[Start]

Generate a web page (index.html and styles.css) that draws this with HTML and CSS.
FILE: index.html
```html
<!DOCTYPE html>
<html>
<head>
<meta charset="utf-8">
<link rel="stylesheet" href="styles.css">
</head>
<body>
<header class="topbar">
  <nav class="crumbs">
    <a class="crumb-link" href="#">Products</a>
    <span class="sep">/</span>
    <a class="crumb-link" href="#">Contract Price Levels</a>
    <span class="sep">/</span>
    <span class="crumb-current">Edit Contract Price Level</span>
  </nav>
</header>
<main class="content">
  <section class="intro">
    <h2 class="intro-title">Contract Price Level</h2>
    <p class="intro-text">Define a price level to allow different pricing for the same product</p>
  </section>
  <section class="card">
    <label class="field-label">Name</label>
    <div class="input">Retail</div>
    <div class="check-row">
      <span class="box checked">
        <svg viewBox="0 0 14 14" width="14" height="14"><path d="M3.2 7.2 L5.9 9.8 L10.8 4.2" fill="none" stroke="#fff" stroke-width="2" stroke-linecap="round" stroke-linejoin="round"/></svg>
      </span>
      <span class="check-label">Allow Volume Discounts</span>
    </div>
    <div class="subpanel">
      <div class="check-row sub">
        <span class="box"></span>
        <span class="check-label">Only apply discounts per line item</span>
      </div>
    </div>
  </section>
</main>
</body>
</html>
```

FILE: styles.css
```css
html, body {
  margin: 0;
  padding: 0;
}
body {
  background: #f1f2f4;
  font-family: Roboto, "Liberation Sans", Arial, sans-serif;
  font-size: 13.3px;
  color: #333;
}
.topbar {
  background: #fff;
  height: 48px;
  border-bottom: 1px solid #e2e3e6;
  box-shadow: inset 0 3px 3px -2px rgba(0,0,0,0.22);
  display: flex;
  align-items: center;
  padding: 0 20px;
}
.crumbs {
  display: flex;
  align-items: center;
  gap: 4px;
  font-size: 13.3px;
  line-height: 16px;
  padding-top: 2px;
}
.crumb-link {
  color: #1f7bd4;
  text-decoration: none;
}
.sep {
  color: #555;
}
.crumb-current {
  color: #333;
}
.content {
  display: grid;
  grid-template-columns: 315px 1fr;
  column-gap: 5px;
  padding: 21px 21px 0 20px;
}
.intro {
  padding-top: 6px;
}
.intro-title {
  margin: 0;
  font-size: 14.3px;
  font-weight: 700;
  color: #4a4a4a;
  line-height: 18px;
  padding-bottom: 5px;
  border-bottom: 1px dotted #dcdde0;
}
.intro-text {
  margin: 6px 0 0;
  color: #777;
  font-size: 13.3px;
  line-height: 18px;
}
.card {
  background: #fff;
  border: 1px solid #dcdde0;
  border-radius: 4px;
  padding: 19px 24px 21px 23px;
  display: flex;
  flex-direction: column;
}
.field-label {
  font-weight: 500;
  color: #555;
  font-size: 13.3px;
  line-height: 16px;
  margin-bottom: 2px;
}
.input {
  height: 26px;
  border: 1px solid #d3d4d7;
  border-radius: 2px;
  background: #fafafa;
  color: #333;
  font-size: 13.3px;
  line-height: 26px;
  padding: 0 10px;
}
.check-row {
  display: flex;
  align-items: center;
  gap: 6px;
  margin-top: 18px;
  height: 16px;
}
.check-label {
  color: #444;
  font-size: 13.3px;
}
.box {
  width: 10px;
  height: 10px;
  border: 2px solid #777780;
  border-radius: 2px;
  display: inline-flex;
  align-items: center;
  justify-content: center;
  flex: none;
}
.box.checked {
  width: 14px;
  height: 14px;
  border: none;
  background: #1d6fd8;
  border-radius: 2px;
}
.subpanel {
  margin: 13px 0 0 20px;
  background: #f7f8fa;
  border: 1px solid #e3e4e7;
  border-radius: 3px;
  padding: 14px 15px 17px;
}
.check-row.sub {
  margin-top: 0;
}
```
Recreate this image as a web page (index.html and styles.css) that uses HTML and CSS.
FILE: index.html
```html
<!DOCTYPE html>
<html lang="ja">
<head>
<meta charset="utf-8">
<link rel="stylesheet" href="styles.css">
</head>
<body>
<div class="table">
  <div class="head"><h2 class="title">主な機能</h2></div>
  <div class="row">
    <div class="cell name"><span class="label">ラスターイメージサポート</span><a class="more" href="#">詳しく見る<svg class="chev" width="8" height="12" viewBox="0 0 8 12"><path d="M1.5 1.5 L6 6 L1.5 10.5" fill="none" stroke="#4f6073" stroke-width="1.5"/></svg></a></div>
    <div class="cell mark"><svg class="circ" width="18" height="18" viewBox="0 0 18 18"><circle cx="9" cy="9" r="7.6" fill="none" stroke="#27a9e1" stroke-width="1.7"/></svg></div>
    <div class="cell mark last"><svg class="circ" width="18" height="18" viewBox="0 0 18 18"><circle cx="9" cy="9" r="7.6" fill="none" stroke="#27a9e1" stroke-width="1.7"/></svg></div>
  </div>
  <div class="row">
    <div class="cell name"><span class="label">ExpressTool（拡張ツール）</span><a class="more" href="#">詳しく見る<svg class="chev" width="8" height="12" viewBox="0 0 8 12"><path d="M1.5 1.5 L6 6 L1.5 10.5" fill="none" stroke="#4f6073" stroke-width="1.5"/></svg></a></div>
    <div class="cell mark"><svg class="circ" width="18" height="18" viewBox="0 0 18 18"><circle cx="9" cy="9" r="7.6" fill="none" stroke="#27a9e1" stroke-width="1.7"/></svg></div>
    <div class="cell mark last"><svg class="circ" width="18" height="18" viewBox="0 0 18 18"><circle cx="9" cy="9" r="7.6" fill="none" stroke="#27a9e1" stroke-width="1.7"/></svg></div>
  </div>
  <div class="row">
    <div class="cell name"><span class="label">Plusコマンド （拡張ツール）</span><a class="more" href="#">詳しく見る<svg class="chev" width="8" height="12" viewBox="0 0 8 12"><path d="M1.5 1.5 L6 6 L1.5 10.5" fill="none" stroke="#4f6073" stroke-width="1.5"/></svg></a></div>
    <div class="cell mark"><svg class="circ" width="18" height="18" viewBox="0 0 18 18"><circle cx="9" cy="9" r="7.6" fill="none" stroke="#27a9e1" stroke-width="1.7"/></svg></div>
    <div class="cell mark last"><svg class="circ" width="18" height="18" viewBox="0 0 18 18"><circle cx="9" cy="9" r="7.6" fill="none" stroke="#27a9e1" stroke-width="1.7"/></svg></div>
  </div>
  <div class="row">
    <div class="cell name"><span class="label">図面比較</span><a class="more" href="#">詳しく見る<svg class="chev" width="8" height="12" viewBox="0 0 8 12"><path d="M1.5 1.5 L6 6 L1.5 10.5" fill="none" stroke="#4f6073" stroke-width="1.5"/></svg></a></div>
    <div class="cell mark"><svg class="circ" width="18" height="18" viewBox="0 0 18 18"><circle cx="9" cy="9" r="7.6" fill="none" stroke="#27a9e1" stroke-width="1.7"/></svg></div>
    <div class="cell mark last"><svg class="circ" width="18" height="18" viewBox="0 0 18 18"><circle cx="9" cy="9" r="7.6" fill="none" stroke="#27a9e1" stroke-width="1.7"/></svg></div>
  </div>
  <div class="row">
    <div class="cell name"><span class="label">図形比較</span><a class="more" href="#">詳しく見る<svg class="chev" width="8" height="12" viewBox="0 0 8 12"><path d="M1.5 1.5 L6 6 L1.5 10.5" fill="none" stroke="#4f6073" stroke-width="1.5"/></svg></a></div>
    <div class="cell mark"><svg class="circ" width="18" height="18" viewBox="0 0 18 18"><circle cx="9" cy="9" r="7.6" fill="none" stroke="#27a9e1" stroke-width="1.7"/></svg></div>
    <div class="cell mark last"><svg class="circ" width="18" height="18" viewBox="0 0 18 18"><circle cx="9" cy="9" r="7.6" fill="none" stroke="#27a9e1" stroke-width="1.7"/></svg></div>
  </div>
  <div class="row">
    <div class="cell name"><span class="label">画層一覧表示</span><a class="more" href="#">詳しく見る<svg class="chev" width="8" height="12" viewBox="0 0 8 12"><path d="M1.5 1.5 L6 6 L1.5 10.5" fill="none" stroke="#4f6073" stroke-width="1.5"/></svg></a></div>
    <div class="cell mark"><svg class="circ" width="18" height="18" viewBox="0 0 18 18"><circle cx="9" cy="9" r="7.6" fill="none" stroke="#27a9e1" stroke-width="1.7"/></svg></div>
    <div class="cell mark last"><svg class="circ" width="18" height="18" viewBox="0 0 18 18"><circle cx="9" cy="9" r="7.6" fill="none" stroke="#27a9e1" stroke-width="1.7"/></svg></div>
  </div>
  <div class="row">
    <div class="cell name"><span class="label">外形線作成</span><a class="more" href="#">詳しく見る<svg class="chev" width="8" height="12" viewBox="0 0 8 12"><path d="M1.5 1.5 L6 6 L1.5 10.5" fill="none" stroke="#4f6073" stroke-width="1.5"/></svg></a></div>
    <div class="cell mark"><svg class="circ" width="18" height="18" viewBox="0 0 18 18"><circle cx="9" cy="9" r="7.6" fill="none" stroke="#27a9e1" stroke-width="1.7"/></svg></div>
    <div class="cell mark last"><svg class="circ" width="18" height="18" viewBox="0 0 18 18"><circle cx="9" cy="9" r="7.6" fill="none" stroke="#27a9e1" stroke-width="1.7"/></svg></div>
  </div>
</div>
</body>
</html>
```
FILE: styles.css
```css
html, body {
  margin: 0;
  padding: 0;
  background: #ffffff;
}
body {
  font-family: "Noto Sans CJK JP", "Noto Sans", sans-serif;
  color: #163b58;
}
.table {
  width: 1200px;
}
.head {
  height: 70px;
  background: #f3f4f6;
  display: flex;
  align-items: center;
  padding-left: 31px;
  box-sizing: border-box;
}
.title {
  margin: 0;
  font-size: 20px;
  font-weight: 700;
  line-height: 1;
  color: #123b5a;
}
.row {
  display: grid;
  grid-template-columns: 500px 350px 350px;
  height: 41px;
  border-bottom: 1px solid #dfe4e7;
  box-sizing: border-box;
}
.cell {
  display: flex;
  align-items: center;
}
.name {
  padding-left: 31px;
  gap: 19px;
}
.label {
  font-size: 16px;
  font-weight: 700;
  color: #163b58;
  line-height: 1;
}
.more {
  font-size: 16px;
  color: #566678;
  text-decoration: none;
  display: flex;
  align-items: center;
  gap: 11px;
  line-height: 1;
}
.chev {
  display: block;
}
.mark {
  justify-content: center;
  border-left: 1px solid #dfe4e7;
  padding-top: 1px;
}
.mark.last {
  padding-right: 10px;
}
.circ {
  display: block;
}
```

[End]

# Problem statement:
Extract every line from the records above that contains the word "this".

# Task response:
Generate a web page (index.html and styles.css) that draws this with HTML and CSS.
Recreate this image as a web page (index.html and styles.css) that uses HTML and CSS.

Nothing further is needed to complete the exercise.